“The Intrepid Mother and Son Who Unraveled a Geographic Hoax: Atlas Obscura Had a Page for Something Called Moose Boulder, Until Fan Roger Dickey Called Us on It.”, Matthew Taub2020-03-10 (; backlinks)⁠:

…What had brought them there, and into this rather dicey situation, was something called Moose Boulder, a kind of geological Matryoshka doll. Here’s what makes Moose Boulder special, from the outside in: Lake Superior is the world’s largest freshwater lake, and its largest island is Isle Royale, whose largest lake is called Siskiwit, whose largest island is called Ryan. According to Wikipedia, at least, Ryan Island is home to a seasonal pond called Moose Flats that, when flooded, contains its own island—Moose Boulder. This makes it “the largest island in the largest lake on the largest island in the largest lake on the largest island in the largest lake in the world.” Spoiler: Mother and son made it out alive, but it wasn’t because they stumbled on a geological/hydrological anomaly that they could use to get their bearings. They couldn’t have, because, despite what the internet has to say, Moose Boulder almost surely doesn’t exist.

…It’s doubtful that any of these other hikers, however, had consulted Atlas Obscura. Had they done so, Dickey soon realized, they would have found the precise coordinates: 48.0088°, −88.7720°. They would have seen that some people had marked visiting it on their Atlas Obscura profiles. Dickey had to get creative to actually contact these people. “I did Google reverse image search for their profile photos”, he says, which led him to two people with social media presences, neither of whom responded to his messages…Naturally, as they all do, the Atlas Obscura entry for the site had an image—albeit a grainy one—of a lonely little rock, cautiously jutting out of the water, feebly sprouting some weeds…Many photos that users upload to Atlas Obscura link to their original sources, but this one was a dead end. Using the Wayback Machine, Dickey found that it had come from a defunct website that appeared to document a geological research expedition to Ryan Island…The supposed photographic evidence had indeed come from that expedition, but it was merely a photo of an ordinary rock, off the coast of Isle Royale itself and not of the Inception of islands deep inside it.

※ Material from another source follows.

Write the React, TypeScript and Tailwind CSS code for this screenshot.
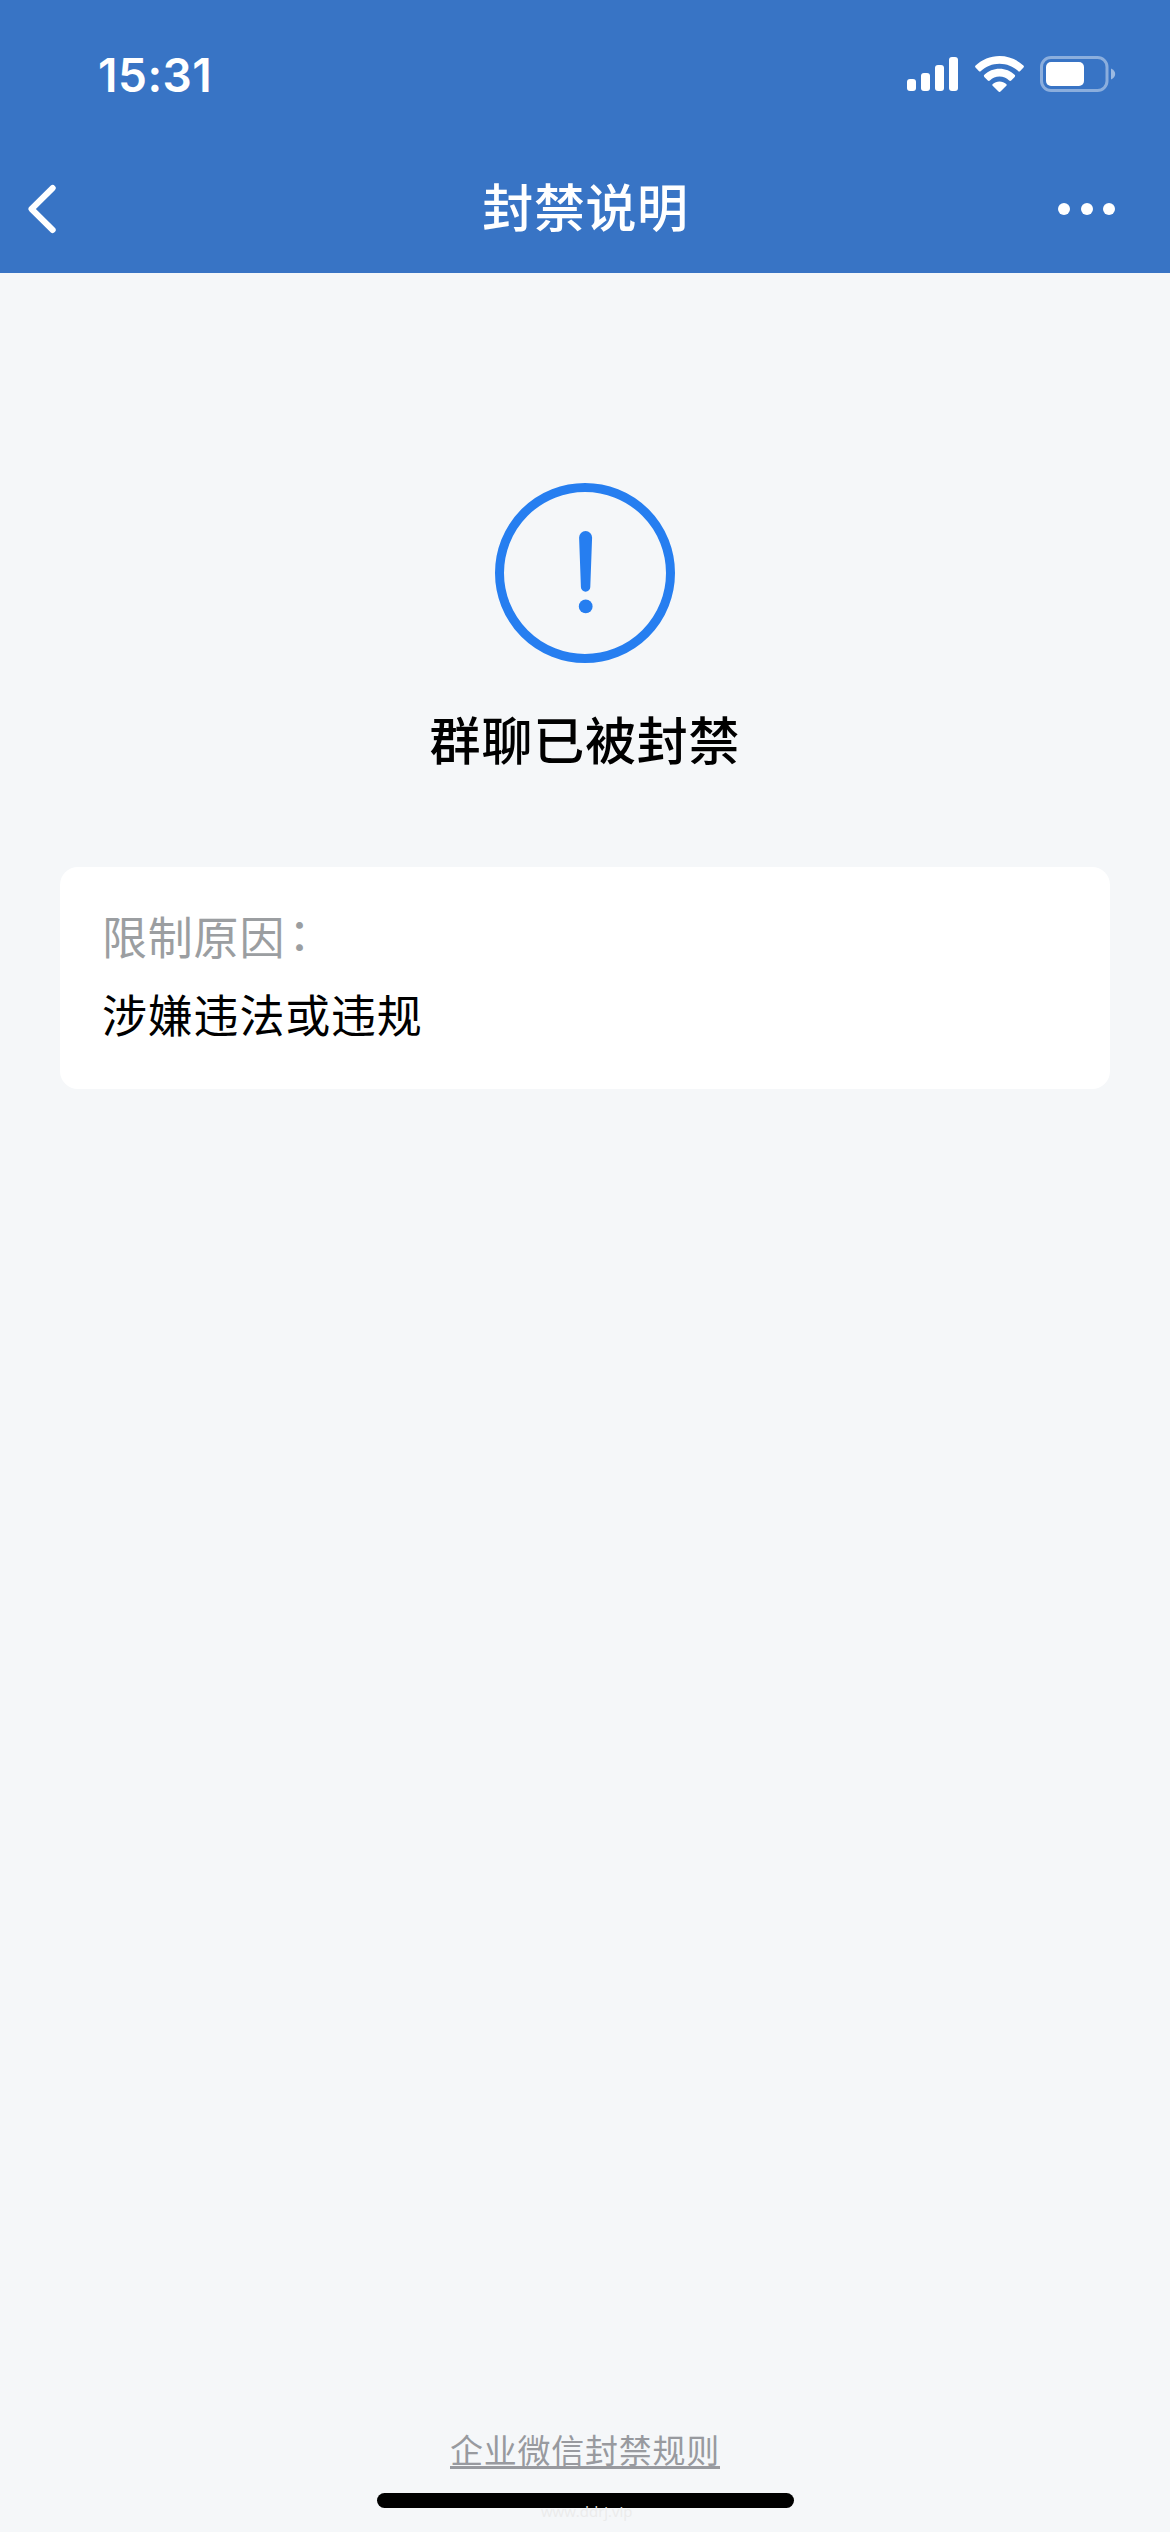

By now, the odds seemed overwhelming to Dickey that Moose Boulder was a myth, a spasm of the Internet’s imagination that had managed to proliferate and live on. But still, something didn’t quite add up. There was a missing piece to the puzzle that stopped Dickey short of declaring it all a hoax. He had found another article about Moose Boulder, published in 2009, that cited Wikipedia as its source of information. But the information about Moose Boulder had been added to Siskiwit Lake’s Wikipedia page in 2012. It was like a scene in a bad horror movie in which someone gets a phone call from a dead person. Dickey joked with his girlfriend that perhaps Moose Boulder does exist, but only in some kind of “temporal anomaly.”…Here’s the rub: Wikipedia is a nesting doll, too. Before a page for Siskiwit Lake had been added to the site, the page for Isle Royale had pointed readers to Moose Boulder, and had been doing so since 2009. It was put there by a different user than the one who added it to the Siskiwit page in 2012. Either way, that’s where the trail goes cold, and there’s no other evidence that the place exists. The identity of that first Wikipedia user to write about it—with those completely unrelated sources—remains a mystery, but all available evidence suggests that it was a person having a laugh, nothing more.